> Written exercise
Tally the lines holding "React" and state only that figure.

> Dataset content
————————

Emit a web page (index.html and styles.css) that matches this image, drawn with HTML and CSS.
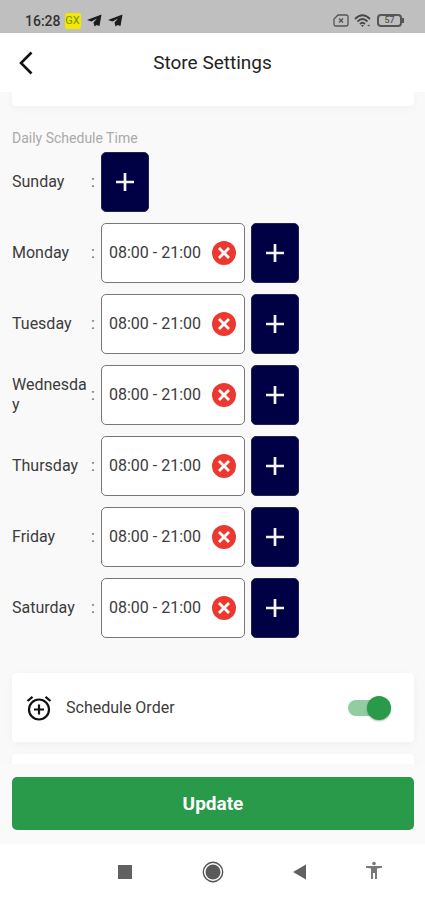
FILE: index.html
```html
<!DOCTYPE html>
<html lang="en">
<head>
	<meta charset="utf-8">
	<meta name="viewport" content="width=device-width, initial-scale=1.0">
	<title>Store Settings</title>

	<link rel="stylesheet" href="styles.css">
</head>
<body>
	<!-- shared icons -->
	<svg class="defs" aria-hidden="true">
		<symbol id="plus" viewBox="0 0 24 24"><path d="M12 3v18M3 12h18" fill="none" stroke="#f4f4f4" stroke-width="2.700"/></symbol>
		<symbol id="cancel" viewBox="0 0 24 24">
			<circle cx="12" cy="12" r="12" fill="#ec392f"/>
			<path d="M7 7l10 10M17 7L7 17" fill="none" stroke="#fff" stroke-width="2.800"/>
		</symbol>
		<symbol id="plane" viewBox="0 0 15 13"><path d="M0 6L14.500 0.500 12.500 12 9.500 11 7.500 12.500 6.500 8.500 10 4.500 4.500 7.500z" fill="#1c1c1c"/></symbol>
	</svg>

	<div class="status">
		<span class="clock">16:28</span>
		<span class="gx">GX</span>
		<svg class="plane" width="15" height="13"><use href="#plane"/></svg>
		<svg class="plane" width="15" height="13"><use href="#plane"/></svg>
		<span class="system">
			<svg width="16" height="13" viewBox="0 0 16 13" fill="none" stroke="#555">
				<path d="M5 1h8q2 0 2 2v7q0 2-2 2H3q-2 0-2-2V5z" stroke-width="1.300"/>
				<path d="M6 4.500l4 4M10 4.500l-4 4" stroke-width="1.400"/>
			</svg>
			<svg width="18" height="14" viewBox="0 0 18 14" fill="none" stroke="#484848" stroke-width="1.800">
				<path d="M1 5q7.500-7.500 15 0M3.500 7.500q5-5 10 0M6 10q2.500-2.500 5 0"/>
				<path d="M7 11h3l-1.500 2zM13 11.500l2.500-1v2z" fill="#484848" stroke="none"/>
			</svg>
			<span class="battery">57</span>
		</span>
	</div>

	<header>
		<button class="back" type="button" aria-label="Back">
			<svg width="16" height="24" viewBox="0 0 16 24"><path d="M13.500 1.500L3 12l10.500 10.500" fill="none" stroke="#111" stroke-width="2.600"/></svg>
		</button>
		<h1>Store Settings</h1>
	</header>

	<main>
		<section class="card card-end"></section>

		<h2>Daily Schedule Time</h2>
		<ul class="schedule">
			<li>
				<span class="day">Sunday</span><span class="colon">:</span>
				<button class="add" type="button" aria-label="Add Sunday time"><svg width="24" height="24"><use href="#plus"/></svg></button>
			</li>
			<li>
				<span class="day">Monday</span><span class="colon">:</span>
				<div class="slot">08:00 - 21:00 <button type="button" aria-label="Remove Monday time"><svg width="24" height="24"><use href="#cancel"/></svg></button></div>
				<button class="add" type="button" aria-label="Add Monday time"><svg width="24" height="24"><use href="#plus"/></svg></button>
			</li>
			<li>
				<span class="day">Tuesday</span><span class="colon">:</span>
				<div class="slot">08:00 - 21:00 <button type="button" aria-label="Remove Tuesday time"><svg width="24" height="24"><use href="#cancel"/></svg></button></div>
				<button class="add" type="button" aria-label="Add Tuesday time"><svg width="24" height="24"><use href="#plus"/></svg></button>
			</li>
			<li>
				<span class="day">Wednesday</span><span class="colon">:</span>
				<div class="slot">08:00 - 21:00 <button type="button" aria-label="Remove Wednesday time"><svg width="24" height="24"><use href="#cancel"/></svg></button></div>
				<button class="add" type="button" aria-label="Add Wednesday time"><svg width="24" height="24"><use href="#plus"/></svg></button>
			</li>
			<li>
				<span class="day">Thursday</span><span class="colon">:</span>
				<div class="slot">08:00 - 21:00 <button type="button" aria-label="Remove Thursday time"><svg width="24" height="24"><use href="#cancel"/></svg></button></div>
				<button class="add" type="button" aria-label="Add Thursday time"><svg width="24" height="24"><use href="#plus"/></svg></button>
			</li>
			<li>
				<span class="day">Friday</span><span class="colon">:</span>
				<div class="slot">08:00 - 21:00 <button type="button" aria-label="Remove Friday time"><svg width="24" height="24"><use href="#cancel"/></svg></button></div>
				<button class="add" type="button" aria-label="Add Friday time"><svg width="24" height="24"><use href="#plus"/></svg></button>
			</li>
			<li>
				<span class="day">Saturday</span><span class="colon">:</span>
				<div class="slot">08:00 - 21:00 <button type="button" aria-label="Remove Saturday time"><svg width="24" height="24"><use href="#cancel"/></svg></button></div>
				<button class="add" type="button" aria-label="Add Saturday time"><svg width="24" height="24"><use href="#plus"/></svg></button>
			</li>
		</ul>

		<section class="card option">
			<svg width="26" height="26" viewBox="0 0 26 26" fill="none" stroke="#111" stroke-width="2.200">
				<circle cx="13" cy="14.500" r="10"/>
				<path d="M13 9.500v10M8 14.500h10M1.500 6l5-4.200M24.500 6l-5-4.200"/>
			</svg>
			<label for="schedule-order">Schedule Order</label>
			<input class="switch" id="schedule-order" type="checkbox" role="switch" checked>
		</section>
		<section class="card option"></section>
	</main>

	<footer>
		<button class="update" type="button">Update</button>
	</footer>

	<nav>
		<button type="button" aria-label="Recent apps"><svg width="24" height="24" viewBox="0 0 24 24"><path d="M5 5h14v14H5z" fill="#616161"/></svg></button>
		<button type="button" aria-label="Home"><svg width="24" height="24" viewBox="0 0 24 24"><circle cx="12" cy="12" r="9.700" fill="none" stroke="#555" stroke-width="1.400"/><circle cx="12" cy="12" r="7.500" fill="#5a5a5a"/></svg></button>
		<button type="button" aria-label="Back"><svg width="24" height="24" viewBox="0 0 24 24"><path d="M17 4.500v15L4 12z" fill="#616161"/></svg></button>
		<button class="access" type="button" aria-label="Accessibility"><svg width="24" height="24" viewBox="0 0 24 24" fill="#777"><circle cx="12" cy="3.500" r="1.800"/><path d="M4 6h16v1.800l-5 .8V19h-2v-6h-2v6H9V8.600L4 7.800z"/></svg></button>
	</nav>
</body>
</html>
```

FILE: styles.css
```css
* {
	box-sizing: border-box;
}

body {
	display: flex;
	flex-direction: column;
	height: 100vh;
	margin: 0;
	background: #f9f9f9;
	color: #3c3c3c;
	font: 16px/20px Roboto, sans-serif;
}

button {
	display: flex;
	align-items: center;
	justify-content: center;
	padding: 0;
	border: 0;
	background: none;
	font: inherit;
	cursor: pointer;
}

svg {
	flex: none;
}

.defs {
	position: absolute;
	width: 0;
	height: 0;
}

/* status bar */
.status {
	display: flex;
	flex: none;
	align-items: center;
	height: 33px;
	padding: 8px 23px 0 25px;
	background: #bfbfbf;
	color: #333;
	font-size: 14px;
	font-weight: 500;
}

.gx {
	width: 16px;
	margin: 0 6px 0 4px;
	border-radius: 2px;
	background: #f5e800;
	color: #6d9200;
	font-size: 11px;
	font-weight: 400;
	line-height: 16px;
	text-align: center;
}

.plane {
	margin-right: 6px;
}

.system {
	display: flex;
	align-items: center;
	gap: 5px;
	margin-left: auto;
}

.battery {
	position: relative;
	width: 25px;
	border: 2px solid #555;
	border-radius: 4px;
	color: #555;
	font-size: 9px;
	line-height: 9px;
	text-align: center;
}

.battery::after {
	content: "";
	position: absolute;
	top: 2px;
	right: -4px;
	width: 2px;
	height: 5px;
	background: #555;
}

/* title bar */
header {
	display: grid;
	flex: none;
	grid-template-columns: 48px 1fr 48px;
	align-items: center;
	height: 59px;
	background: #fff;
}

.back {
	height: 48px;
	padding-left: 4px;
}

h1 {
	margin: 0;
	color: #222;
	font-size: 19px;
	font-weight: 400;
	text-align: center;
}

main {
	flex: 1;
	min-height: 0;
	padding: 0 11px 0 12px;
	overflow-y: auto;
	scrollbar-width: none;
}

.card {
	border-radius: 4px;
	background: #fff;
	box-shadow: 0 2px 10px rgba(0, 0, 0, 0.04);
}

.card-end {
	height: 14px;
	border-radius: 0 0 4px 4px;
}

h2 {
	margin: 22px 0 4px;
	color: #aaa;
	font-size: 14px;
	font-weight: 400;
}

/* opening hours */
.schedule {
	display: grid;
	gap: 11px;
	margin: 0 0 35px;
	padding: 0;
	list-style: none;
}

.schedule li {
	display: flex;
	align-items: center;
	height: 60px;
}

.day {
	width: 79px;
	overflow-wrap: anywhere;
}

.colon {
	width: 10px;
	color: #666;
}

.slot {
	display: flex;
	align-items: center;
	justify-content: space-between;
	width: 144px;
	height: 60px;
	margin-right: 6px;
	padding: 0 8px 0 7px;
	border: 1px solid #777;
	border-radius: 5px;
	background: #fff;
}

.add {
	width: 48px;
	height: 60px;
	border: 1px solid #22224a;
	border-radius: 5px;
	background: #000045;
}

.option {
	display: flex;
	align-items: center;
	height: 69px;
	margin-bottom: 12px;
	padding: 0 23px 0 14px;
}

.option label {
	flex: 1;
	margin-left: 14px;
}

.switch {
	position: relative;
	width: 43px;
	height: 24px;
	margin: 0;
	appearance: none;
	cursor: pointer;
}

.switch::before {
	content: "";
	position: absolute;
	inset: 4px 4px 4px 0;
	border-radius: 8px;
	background: #c4c4c4;
}

.switch::after {
	content: "";
	position: absolute;
	top: 0;
	left: 0;
	width: 24px;
	height: 24px;
	border-radius: 50%;
	background: #fff;
	box-shadow: 0 1px 2px rgba(0, 0, 0, 0.3);
}

.switch:checked::before {
	background: #91cca2;
}

.switch:checked::after {
	left: 19px;
	background: #289a49;
}

footer {
	flex: none;
	padding: 13px 11px 14px 12px;
	background: #fafafa;
}

.update {
	width: 100%;
	height: 53px;
	border-radius: 5px;
	background: #289a49;
	color: #fff;
	font-size: 19px;
	font-weight: 700;
}

/* system buttons */
nav {
	display: flex;
	flex: none;
	align-items: center;
	justify-content: center;
	gap: 64px;
	height: 56px;
	padding-left: 74px;
	background: #fff;
}

.access {
	margin-left: -15px;
}
```
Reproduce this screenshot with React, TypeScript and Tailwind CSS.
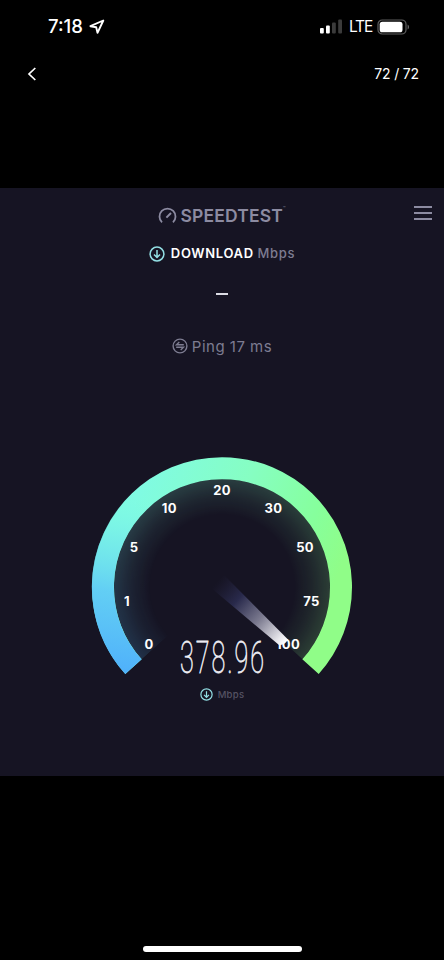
import React from 'react';

interface Tick {
  label: string;
  x: number;
  y: number;
}

const ticks: Tick[] = [
  { label: '0', x: 149, y: 649 },
  { label: '1', x: 127, y: 606 },
  { label: '5', x: 134, y: 552 },
  { label: '10', x: 169.3, y: 513 },
  { label: '20', x: 222, y: 495 },
  { label: '30', x: 273.5, y: 513 },
  { label: '50', x: 305, y: 552 },
  { label: '75', x: 311.5, y: 606 },
  { label: '100', x: 288, y: 649 },
];

const StatusBar: React.FC = () => (
  <div className="h-[52px] flex items-center justify-between pl-[48px] pr-[33px] pt-[2px]">
    <div className="flex items-center gap-[4px]">
      <span className="w-[37px] mb-[1px] text-[18.5px] leading-none font-medium">7:18</span>
      <svg width="16" height="16" viewBox="0 0 16 16" fill="none" stroke="white" strokeWidth="1.9" strokeLinejoin="round">
        <path d="M14.3 1.5 1.4 7.2 7.2 8.3 8.5 13.9Z" />
      </svg>
    </div>
    <div className="flex items-center">
      <svg width="24" height="16" viewBox="0 0 24 16">
        <rect x="1" y="9" width="3.8" height="5.5" rx="1" fill="white" />
        <rect x="7" y="6.5" width="3.8" height="8" rx="1" fill="white" />
        <rect x="13" y="3.5" width="3.8" height="11" rx="1" fill="#3b3b3b" />
        <rect x="19.2" y="0.5" width="3.8" height="14" rx="1" fill="#3b3b3b" />
      </svg>
      <span className="ml-[6px] mb-[1px] w-[24px] text-[15.5px] leading-none tracking-[-1.2px]">LTE</span>
      <svg className="ml-[4px] mr-[1px]" width="33" height="16" viewBox="0 0 33 16">
        <rect x="1" y="1" width="28" height="14" rx="4.3" fill="none" stroke="#5d5d5d" strokeWidth="1.2" />
        <rect x="2.7" y="2.7" width="22.8" height="10.6" rx="2.6" fill="white" />
        <path d="M30.6 5.5c1.8.8 1.8 4.2 0 5z" fill="#6d6d6d" />
      </svg>
    </div>
  </div>
);

const DownloadIcon: React.FC<{ size: number }> = ({ size }) => (
  <svg width={size} height={size} viewBox="0 0 16 16" fill="none" stroke="#93dfe4" strokeWidth="1.5">
    <circle cx="8" cy="8" r="6.9" />
    <path d="M8 4v7.4M5 8.5l3 3 3-3" />
  </svg>
);

const Header: React.FC = () => (
  <div className="h-[50px] grid grid-cols-[1fr_auto_1fr] items-center pt-[5px] text-[#8c8ba1]">
    <div />
    <div className="flex items-center gap-[4px]">
      <svg width="19" height="17" viewBox="0 0 19 17" fill="none" stroke="currentColor" strokeWidth="1.8">
        <path d="M4 15.4A8 8 0 1 1 15 15.4" />
        <path d="M8.4 10.6 13 6" strokeWidth="2" />
      </svg>
      <span className="w-[106px] pt-[1px] text-[17.5px] leading-none font-semibold tracking-[0.15px] whitespace-nowrap">
        SPEEDTEST<span className="align-top text-[4px]">™</span>
      </span>
    </div>
    <div className="flex flex-col gap-[4px] justify-self-end mr-[12px] mb-[5px]">
      <div className="w-[18px] h-[2px] bg-[#8c8ba1]" />
      <div className="w-[18px] h-[2px] bg-[#8c8ba1]" />
      <div className="w-[18px] h-[2px] bg-[#8c8ba1]" />
    </div>
  </div>
);

const Gauge: React.FC = () => (
  <svg className="block mx-auto" width="284" height="260" viewBox="80 450 284 260">
    <defs>
      <linearGradient id="arc" gradientUnits="userSpaceOnUse" x1="140" y1="490" x2="340" y2="570">
        <stop offset="0" stopColor="#80fbe2" />
        <stop offset="0.45" stopColor="#86fec2" />
        <stop offset="0.8" stopColor="#86ff9c" />
        <stop offset="1" stopColor="#90fd88" />
      </linearGradient>
      <linearGradient id="arcBlue" gradientUnits="userSpaceOnUse" x1="125" y1="674" x2="155" y2="500">
        <stop offset="0" stopColor="#4fb0fb" />
        <stop offset="0.45" stopColor="#60cbf6" stopOpacity="0.92" />
        <stop offset="0.75" stopColor="#6ee2ee" stopOpacity="0.5" />
        <stop offset="1" stopColor="#7cfbe8" stopOpacity="0" />
      </linearGradient>
      <radialGradient id="fade" gradientUnits="userSpaceOnUse" cx="222" cy="587" r="108">
        <stop offset="0.66" stopColor="white" stopOpacity="0" />
        <stop offset="0.84" stopColor="white" stopOpacity="0.08" />
        <stop offset="1" stopColor="white" stopOpacity="0.18" />
      </radialGradient>
      <linearGradient id="needle" gradientUnits="userSpaceOnUse" x1="217" y1="582" x2="285" y2="643">
        <stop offset="0" stopColor="#24233f" stopOpacity="0" />
        <stop offset="0.3" stopColor="#292a4c" />
        <stop offset="0.62" stopColor="#7b7a8f" />
        <stop offset="0.92" stopColor="#e8e7ec" />
        <stop offset="1" stopColor="#ffffff" />
      </linearGradient>
      <mask id="glow" maskUnits="userSpaceOnUse" x="80" y="450" width="284" height="260">
        <circle cx="222" cy="587" r="108" fill="url(#fade)" />
      </mask>
    </defs>

    {/* soft glow on the inside of the dial */}
    <g mask="url(#glow)" fill="none" strokeWidth="46">
      <path d="M156.6 645.5A88 88 0 1 1 287.4 645.5" stroke="url(#arc)" />
      <path d="M156.6 645.5A88 88 0 0 1 222 499" stroke="url(#arcBlue)" />
    </g>

    <g fill="none" strokeWidth="22">
      <path d="M133.5 666.7A119 119 0 1 1 310.5 666.7" stroke="url(#arc)" />
      <path d="M133.5 666.7A119 119 0 0 1 222 468" stroke="url(#arcBlue)" />
    </g>

    {ticks.map((tick) => (
      <text
        key={tick.label}
        x={tick.x}
        y={tick.y}
        textAnchor="middle"
        fill="white"
        className="text-[13px] font-bold tracking-[0.3px]"
      >
        {tick.label}
      </text>
    ))}

    <path d="M224 575 288 639.5Q285 645 279 645L210 587Z" fill="url(#needle)" />

    <text
      x="180"
      y="673"
      textLength="86"
      lengthAdjust="spacingAndGlyphs"
      fill="#ececf2"
      stroke="#ececf2"
      strokeWidth="0.8"
      className="font-['Roboto'] text-[45px] font-thin tracking-[3.5px]"
    >
      378.96
    </text>
  </svg>
);

const App: React.FC = () => (
  <div className="w-[444px] h-[960px] bg-black text-white font-['Inter',sans-serif] overflow-hidden flex flex-col">
    <StatusBar />
    <div className="h-[44px] flex items-center justify-between pl-[27px] pr-[25px]">
      <svg width="10" height="14" viewBox="0 0 10 14" fill="none" stroke="white" strokeWidth="1.7">
        <path d="M8.3 1 2 7l6.3 6" />
      </svg>
      <span className="text-[14px] leading-none tracking-[-0.15px]">72 / 72</span>
    </div>

    <div className="mt-[92px] h-[588px] bg-[#161423] flex flex-col">
      <Header />
      <div className="mt-[6px] h-[20px] flex items-center justify-center gap-[6px] text-[13px] tracking-[0.65px]">
        <DownloadIcon size={16} />
        <p className="font-semibold">
          DOWNLOAD <span className="font-medium text-[#7d7c91]">Mbps</span>
        </p>
      </div>
      <div className="mx-auto mt-[29px] w-[12px] h-[2px] bg-[#dcdce4]" />
      <div className="mt-[41px] h-[20px] flex items-center justify-center gap-[4px] text-[#7d7c91]">
        <svg width="16" height="16" viewBox="0 0 16 16" fill="none" stroke="currentColor" strokeWidth="1.4">
          <circle cx="8" cy="8" r="6.9" />
          <path d="M11.8 6.7H4.5L7.3 4M4.2 9.3h7.3L8.7 12" />
        </svg>
        <span className="text-[15px] leading-none tracking-[0.5px]">Ping 17 ms</span>
      </div>
      <div className="mt-[94px] h-[230px]">
        <Gauge />
      </div>
      <div className="mt-[8px] flex items-center justify-center gap-[5px] text-[#555363]">
        <DownloadIcon size={13} />
        <span className="text-[9.5px] leading-none font-medium tracking-[0.3px]">Mbps</span>
      </div>
    </div>

    <div className="mt-auto mb-[8px] mx-auto w-[159px] h-[6px] rounded-full bg-white" />
  </div>
);

export default App;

————————

> Exercise solution
7